Saya secara personal masih belum lama mengenal Persyarikatan ini. Jika dihitung, baru sekedar 3 tahun. Masih bocah kemarin sore. Artinya sebelum itu, Muhammadiyah telah berdiri selama seabad lebih 2 tahun lamanya. Satuan waktu yang amat panjang. Setidaknya saya harus mempunyai satu cucu, kemudian cucu saya memiliki cucu, lalu cucu saya memiliki cucu lagi, begitu seterusnya hingga 5 kali agar menyamai usia Muhammadiyah hari ini. Atau paling sedikti 3 atau 4 generasi kalau ternyata keturunan di bawah saya banyak menjomblo dan nikah di usia tua.
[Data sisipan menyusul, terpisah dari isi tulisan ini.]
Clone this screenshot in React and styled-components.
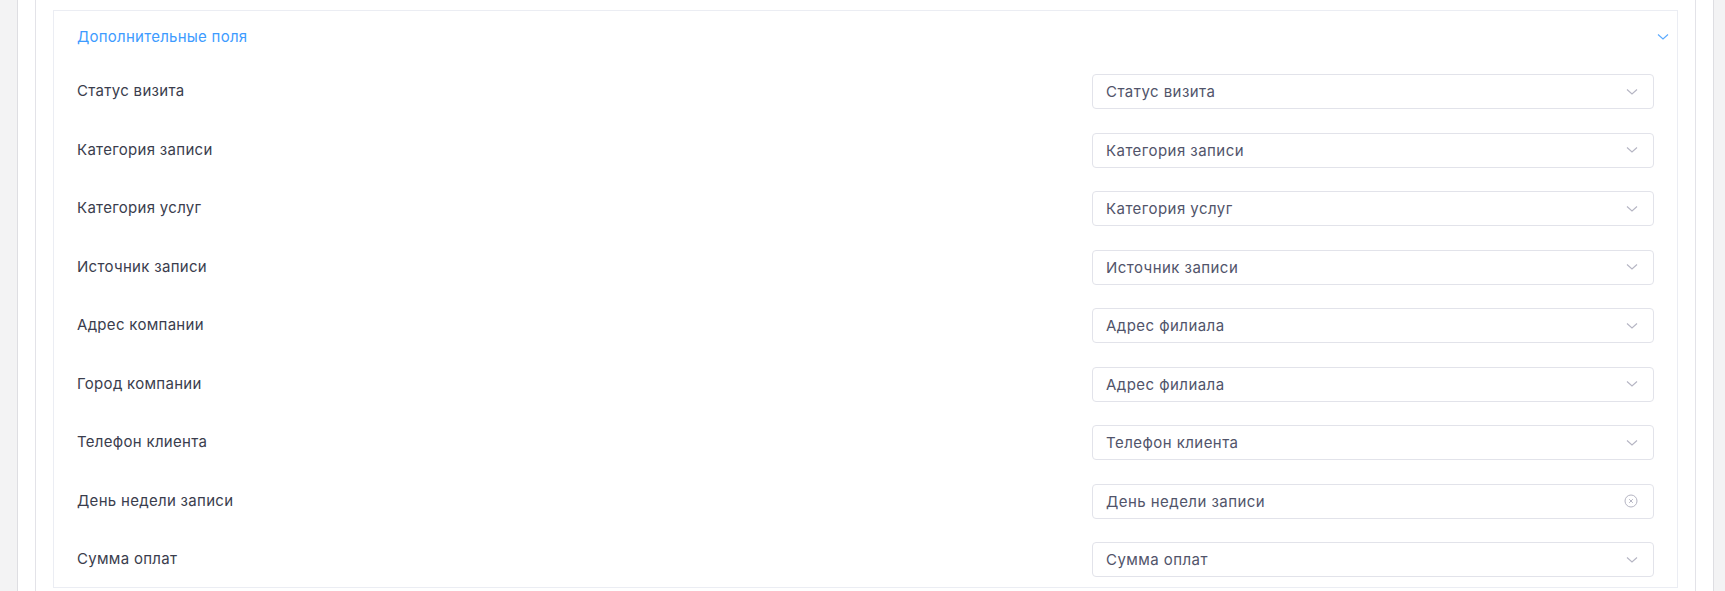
import styled, { createGlobalStyle } from 'styled-components';

const GlobalStyle = createGlobalStyle`
  html, body {
    margin: 0;
    padding: 0;
    background: #f3f3f4;
    font-family: Inter, 'Noto Sans', sans-serif;
  }
`;

const Page = styled.div`
  height: 591px;
  overflow: hidden;
  padding: 0 11px 0 17px;
  background: #f3f3f4;
`;

const Card = styled.div`
  height: 100%;
  background: #fff;
  border-left: 1px solid #dedee2;
  border-right: 1px solid #dedee2;
  padding: 0 17px;
`;

const Inner = styled.div`
  height: 100%;
  border-left: 1px solid #e3e3e8;
  border-right: 1px solid #e3e3e8;
  padding: 10px 17px 0;
`;

const Panel = styled.div`
  border: 1px solid #ebedf3;
  background: #fff;
`;

const Header = styled.div`
  display: flex;
  align-items: center;
  justify-content: space-between;
  padding: 16px 8px 0 23px;
  height: 20px;
  color: #3d9bff;
  font-size: 15px;
  letter-spacing: 0.25px;
  line-height: 20px;
`;

const Body = styled.div`
  display: flex;
  flex-direction: column;
  gap: 23.5px;
  padding: 27px 23px 10px;
`;

const Row = styled.div`
  display: flex;
  align-items: center;
  justify-content: space-between;
`;

const Label = styled.div`
  color: #3a3d4d;
  font-size: 15px;
  letter-spacing: 0.3px;
  margin-top: -2px;
`;

const Select = styled.div`
  box-sizing: border-box;
  width: 562px;
  height: 35px;
  display: flex;
  align-items: center;
  justify-content: space-between;
  padding: 0 15px 0 13px;
  border: 1px solid #e2e3ea;
  border-radius: 4px;
  color: #51546a;
  font-size: 15px;
  letter-spacing: 0.45px;
`;

const Chevron = ({ color = '#b5b5c3', w = 12 }) => (
  <svg width={w} height={w / 2 + 2} viewBox="0 0 12 8" fill="none">
    <path d="M1 1.5 L6 6 L11 1.5" stroke={color} strokeWidth="1.1" />
  </svg>
);

const ClearIcon = () => (
  <svg width="14" height="14" viewBox="0 0 14 14" fill="none">
    <circle cx="7" cy="7" r="6" stroke="#b5b5c3" strokeWidth="1" />
    <path d="M5.2 5.2 L8.8 8.8 M8.8 5.2 L5.2 8.8" stroke="#b5b5c3" strokeWidth="1" />
  </svg>
);

const fields = [
  { label: 'Статус визита', value: 'Статус визита' },
  { label: 'Категория записи', value: 'Категория записи' },
  { label: 'Категория услуг', value: 'Категория услуг' },
  { label: 'Источник записи', value: 'Источник записи' },
  { label: 'Адрес компании', value: 'Адрес филиала' },
  { label: 'Город компании', value: 'Адрес филиала' },
  { label: 'Телефон клиента', value: 'Телефон клиента' },
  { label: 'День недели записи', value: 'День недели записи', clear: true },
  { label: 'Сумма оплат', value: 'Сумма оплат' },
];

const App = () => {
  return (
    <>
      <GlobalStyle />
      <Page>
        <Card>
          <Inner>
            <Panel>
              <Header>
                <span>Дополнительные поля</span>
                <Chevron color="#5aaaff" w={12} />
              </Header>
              <Body>
                {fields.map((f, i) => (
                  <Row key={i}>
                    <Label>{f.label}</Label>
                    <Select>
                      <span>{f.value}</span>
                      {f.clear ? <ClearIcon /> : <Chevron />}
                    </Select>
                  </Row>
                ))}
              </Body>
            </Panel>
          </Inner>
        </Card>
      </Page>
    </>
  );
};

export default App;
Dulu ketika baru saja secara struktural masuk dalam Muhammadiyah melalui Organisasi Otonom kemahasiswaannya, yaitu Ikatan Mahasiswa Muhammadiyah (IMM) saya gemar sekali mendefinisikan apa itu Muhammadiyah. Muhammadiyah adalah ini dan itu, Muhammadiyah boleh begini, Muhammadiyah tidak boleh begitu. Apalagi ketika mendengar ucapan dari senior “Kalau saya sayat nadi saya dengan pisau, maka darah yang keluar bukan merah, tapi hijau. Karena saya orang Muhammadiyah!”. Wuih, makin membara betul semangat Beta!.

Namun, seiring berjalannya waktu, bersama pengalaman dan romansa yang saya rasakan. Keanehan demi keanehan terus berdatangan. Membuat saya sering mengernyitkan dahi, alis sering naik turun, otak berpikir keras sambil bertanya:

“Lho kok Muhammadiyah begini?.”.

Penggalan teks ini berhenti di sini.